*Exercise input*:
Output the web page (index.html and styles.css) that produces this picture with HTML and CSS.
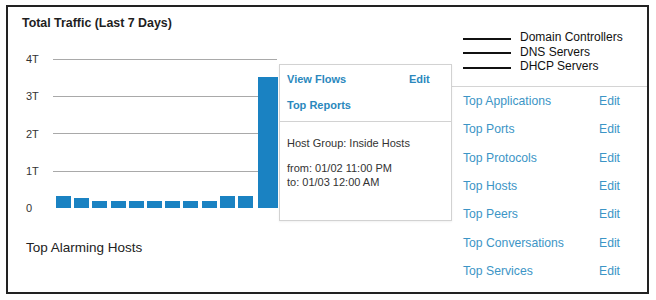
FILE: index.html
```html
<!DOCTYPE html>
<html>
<head>
<meta charset="utf-8">
<link rel="stylesheet" href="styles.css">
</head>
<body>
<div class="frame">
  <section class="left">
    <h1 class="title">Total Traffic (Last 7 Days)</h1>
    <div class="chart">
      <div class="ylabels">
        <span>4T</span><span>3T</span><span>2T</span><span>1T</span><span>0</span>
      </div>
      <div class="plot">
        <div class="bar" style="height:12px"></div>
        <div class="bar" style="height:10px"></div>
        <div class="bar" style="height:7.5px"></div>
        <div class="bar" style="height:7.5px"></div>
        <div class="bar" style="height:7.5px"></div>
        <div class="bar" style="height:7.5px"></div>
        <div class="bar" style="height:7.5px"></div>
        <div class="bar" style="height:7.5px"></div>
        <div class="bar" style="height:7.5px"></div>
        <div class="bar" style="height:12px"></div>
        <div class="bar" style="height:12px"></div>
        <div class="bar big" style="height:131px"></div>
      </div>
    </div>
    <h2 class="alarm">Top Alarming Hosts</h2>
  </section>
  <section class="right">
    <div class="legend">
      <div class="leg"><span class="line"></span><span>Domain Controllers</span></div>
      <div class="leg"><span class="line"></span><span>DNS Servers</span></div>
      <div class="leg"><span class="line"></span><span>DHCP Servers</span></div>
    </div>
    <ul class="list">
      <li><a>Top Applications</a><a>Edit</a></li>
      <li><a>Top Ports</a><a>Edit</a></li>
      <li><a>Top Protocols</a><a>Edit</a></li>
      <li><a>Top Hosts</a><a>Edit</a></li>
      <li><a>Top Peers</a><a>Edit</a></li>
      <li><a>Top Conversations</a><a>Edit</a></li>
      <li><a>Top Services</a><a>Edit</a></li>
    </ul>
  </section>
  <div class="popup">
    <div class="pop-head">
      <div class="pop-row"><a>View Flows</a><a>Edit</a></div>
      <div class="pop-row"><a>Top Reports</a></div>
    </div>
    <div class="pop-body">
      <p class="group">Host Group: Inside Hosts</p>
      <p class="range">from: 01/02 11:00 PM<br>to: 01/03 12:00 AM</p>
    </div>
  </div>
</div>
</body>
</html>
```

FILE: styles.css
```css
* { box-sizing: border-box; }
html, body { margin: 0; padding: 0; background: #fff; }
body {
  font-family: "Liberation Sans", Arial, sans-serif;
  color: #222;
  width: 656px;
  height: 300px;
  overflow: hidden;
}
.frame {
  position: relative;
  margin: 5px 0 0 6px;
  width: 643px;
  height: 289px;
  border: 2px solid #222;
  display: flex;
  background: #fff;
}
.left {
  width: 444px;
  padding: 9px 0 0 14px;
}
.title {
  margin: 0;
  font-size: 12.4px;
  font-weight: bold;
  line-height: 14px;
  color: #1e1e1e;
}
.chart {
  display: flex;
  margin: 29px 0 0 4px;
}
.ylabels {
  width: 27px;
  height: 163px;
  margin: -7px 0 -7px 0;
  display: flex;
  flex-direction: column;
  justify-content: space-between;
  font-size: 11px;
  line-height: 14px;
  color: #333;
}
.plot {
  width: 225px;
  height: 149px;
  display: flex;
  align-items: flex-end;
  gap: 3.2px;
  padding-left: 3px;
  background-image: repeating-linear-gradient(to bottom, #a9a9a9 0, #a9a9a9 1px, transparent 1px, transparent 37.25px);
  background-size: 224px 149px;
  background-repeat: no-repeat;
}
.bar {
  width: 15px;
  flex: none;
  background: #1a82c2;
}
.bar.big { width: 20px; margin-left: 1.8px; }
.alarm {
  margin: 32px 0 0 4px;
  font-size: 13.5px;
  font-weight: normal;
  line-height: 16px;
  color: #222;
}
.right {
  flex: 1;
  display: flex;
  flex-direction: column;
}
.legend {
  height: 79px;
  padding: 23px 0 0 11px;
}
.leg {
  display: flex;
  align-items: center;
  gap: 9px;
  font-size: 12px;
  line-height: 14.5px;
  color: #111;
}
.line {
  width: 48px;
  height: 2px;
  background: #111;
  margin-top: 3px;
}
.list {
  list-style: none;
  margin: 0;
  padding: 0 0 0 11px;
  border-top: 1px solid #d4d4d4;
}
.list li {
  display: grid;
  grid-template-columns: 136px auto;
  height: 28.33px;
  align-items: center;
  font-size: 12.2px;
  color: #3c95c6;
}
.popup {
  position: absolute;
  left: 271px;
  top: 57px;
  width: 173px;
  height: 157px;
  background: #fff;
  border: 1px solid #d2d2d2;
  box-shadow: 0 1px 2px rgba(0,0,0,0.06);
}
.pop-head {
  padding: 1px 0 3px 7px;
  border-bottom: 1px solid #d2d2d2;
}
.pop-row {
  display: grid;
  grid-template-columns: 122px auto;
  height: 26px;
  align-items: center;
  font-size: 11px;
  font-weight: bold;
  color: #2b88bd;
}
.pop-body {
  padding: 15px 0 0 7px;
  font-size: 11px;
  color: #333;
}
.pop-body p { margin: 0; line-height: 13px; }
.pop-body .range { margin-top: 12px; line-height: 13.5px; }
```
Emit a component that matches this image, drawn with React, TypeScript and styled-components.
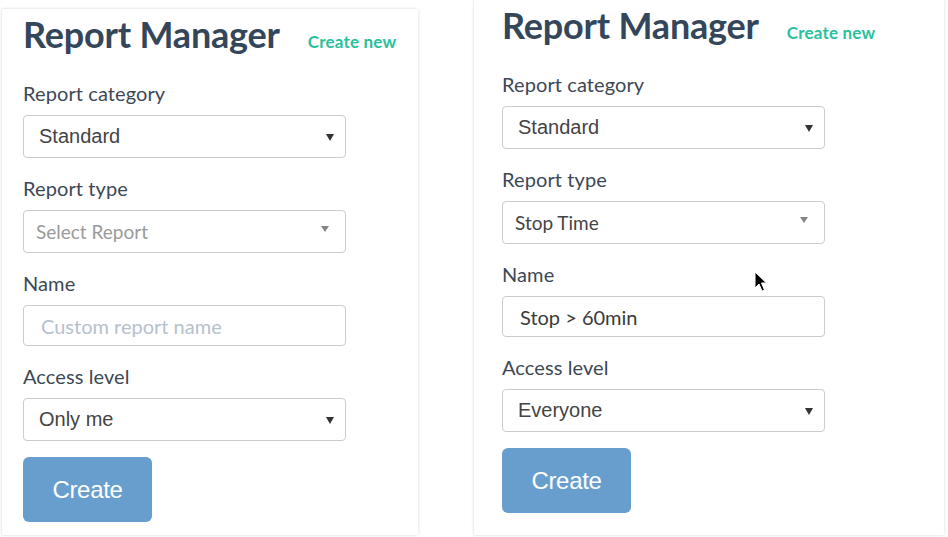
import React from 'react';
import styled, {createGlobalStyle} from "styled-components";

const GlobalStyle = createGlobalStyle`
  html, body {
    margin: 0;
    padding: 0;
    background: #ffffff;
  }
  body {
    font-family: Lato, "Noto Sans", sans-serif;
    width: 948px;
    height: 537px;
    overflow: hidden;
  }
`;

const Page = styled.div`
  display: flex;
  align-items: flex-start;
  padding-left: 2px;
  gap: 56px;
`;

const Panel = styled.div<{ $width: number; $top: number; $pad: number }>`
  position: relative;
  box-sizing: border-box;
  flex-shrink: 0;
  width: ${p => p.$width}px;
  height: ${p => 535 - p.$top}px;
  margin-top: ${p => p.$top}px;
  padding: 3px ${p => p.$pad}px 0;
  background: #ffffff;
  box-shadow: 0 0 3px rgba(0, 0, 0, 0.16);
`;

const Header = styled.div`
  display: flex;
  align-items: baseline;
  gap: 28px;
  margin-bottom: 25px;
  white-space: nowrap;
`;

const Title = styled.h1`
  margin: 0;
  flex-shrink: 0;
  font-family: Lato, sans-serif;
  font-size: 36px;
  line-height: 44px;
  font-weight: 700;
  color: #34465a;
  letter-spacing: -0.2px;
`;

const CreateLink = styled.a`
  flex-shrink: 0;
  font-family: Lato, sans-serif;
  font-size: 17px;
  font-weight: 700;
  letter-spacing: 0.2px;
  color: #29c19b;
  text-decoration: none;
`;

const Field = styled.div`
  margin-bottom: 18px;
`;

const Label = styled.div`
  font-family: Lato, sans-serif;
  font-size: 20px;
  line-height: 24px;
  letter-spacing: 0.1px;
  color: #3c4856;
  margin-bottom: 10px;
`;

const SelectBox = styled.div<{ $plain?: boolean }>`
  box-sizing: border-box;
  width: 323px;
  height: 43px;
  display: flex;
  align-items: center;
  justify-content: space-between;
  padding: 0 ${p => p.$plain ? 16 : 11}px 0 ${p => p.$plain ? 12 : 15}px;
  border: 1px solid #cccccc;
  border-radius: 4px;
  background: #ffffff;
`;

const SelectText = styled.span<{ $lato?: boolean; $muted?: boolean }>`
  font-family: ${p => p.$lato ? 'Lato, sans-serif' : '"Liberation Sans", Arial, sans-serif'};
  font-size: ${p => p.$lato ? 19 : 20}px;
  color: ${p => p.$muted ? '#9a9a9a' : '#444444'};
`;

const Caret = styled.span<{ $light?: boolean }>`
  width: 0;
  height: 0;
  border-left: ${p => p.$light ? 4.5 : 4}px solid transparent;
  border-right: ${p => p.$light ? 4.5 : 4}px solid transparent;
  border-top: ${p => p.$light ? 6 : 7}px solid ${p => p.$light ? '#858585' : '#333333'};
  margin-top: ${p => p.$light ? -6 : 1}px;
`;

const TextInput = styled.input`
  box-sizing: border-box;
  display: block;
  width: 323px;
  height: 41px;
  padding: 0 0 0 17px;
  border: 1px solid #cccccc;
  border-radius: 4px;
  font-family: Lato, sans-serif;
  font-size: 20px;
  color: #3a3a3a;
  outline: none;

  &::placeholder {
    color: #b5c1cd;
  }
`;

const Button = styled.button`
  width: 129px;
  height: 65px;
  margin-top: -2px;
  border: none;
  border-radius: 6px;
  background: #689ece;
  color: #ffffff;
  font-family: "Liberation Sans", Arial, sans-serif;
  font-size: 24px;
  letter-spacing: -0.3px;
`;

const Cursor = styled.svg`
  position: absolute;
  left: 280px;
  top: 271px;
`;

interface ManagerProps {
    width: number;
    top: number;
    pad: number;
    reportType?: string;
    name?: string;
    access: string;
    showCursor?: boolean;
}

function ReportManager({width, top, pad, reportType, name, access, showCursor}: ManagerProps) {
    return <Panel $width={width} $top={top} $pad={pad}>
        <Header>
            <Title>Report Manager</Title>
            <CreateLink href="#">Create new</CreateLink>
        </Header>

        <Field>
            <Label>Report category</Label>
            <SelectBox>
                <SelectText>Standard</SelectText>
                <Caret/>
            </SelectBox>
        </Field>

        <Field>
            <Label>Report type</Label>
            <SelectBox $plain>
                <SelectText $lato $muted={!reportType}>{reportType || 'Select Report'}</SelectText>
                <Caret $light/>
            </SelectBox>
        </Field>

        <Field>
            <Label>Name</Label>
            <TextInput placeholder="Custom report name" defaultValue={name}/>
        </Field>

        <Field>
            <Label>Access level</Label>
            <SelectBox>
                <SelectText>{access}</SelectText>
                <Caret/>
            </SelectBox>
        </Field>

        <Button>Create</Button>

        {showCursor &&
            <Cursor width="14" height="22" viewBox="0 0 14 22">
                <path d="M1 1 L1 17 L5 13 L8 20 L10.5 19 L7.5 12 L12.5 12 Z"
                      fill="#000" stroke="#fff" strokeWidth="1"/>
            </Cursor>}
    </Panel>;
}

export default function App() {
    return <>
        <GlobalStyle/>
        <Page>
            <ReportManager width={416} top={9} pad={21} access="Only me"/>
            <ReportManager width={470} top={0} pad={28} reportType="Stop Time" name="Stop > 60min"
                           access="Everyone" showCursor/>
        </Page>
    </>;
}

*The request*: Pick out and copy the lines of the entries that hold the string "styles".

*Output*:
Output the web page (index.html and styles.css) that produces this picture with HTML and CSS.
<link rel="stylesheet" href="styles.css">
FILE: styles.css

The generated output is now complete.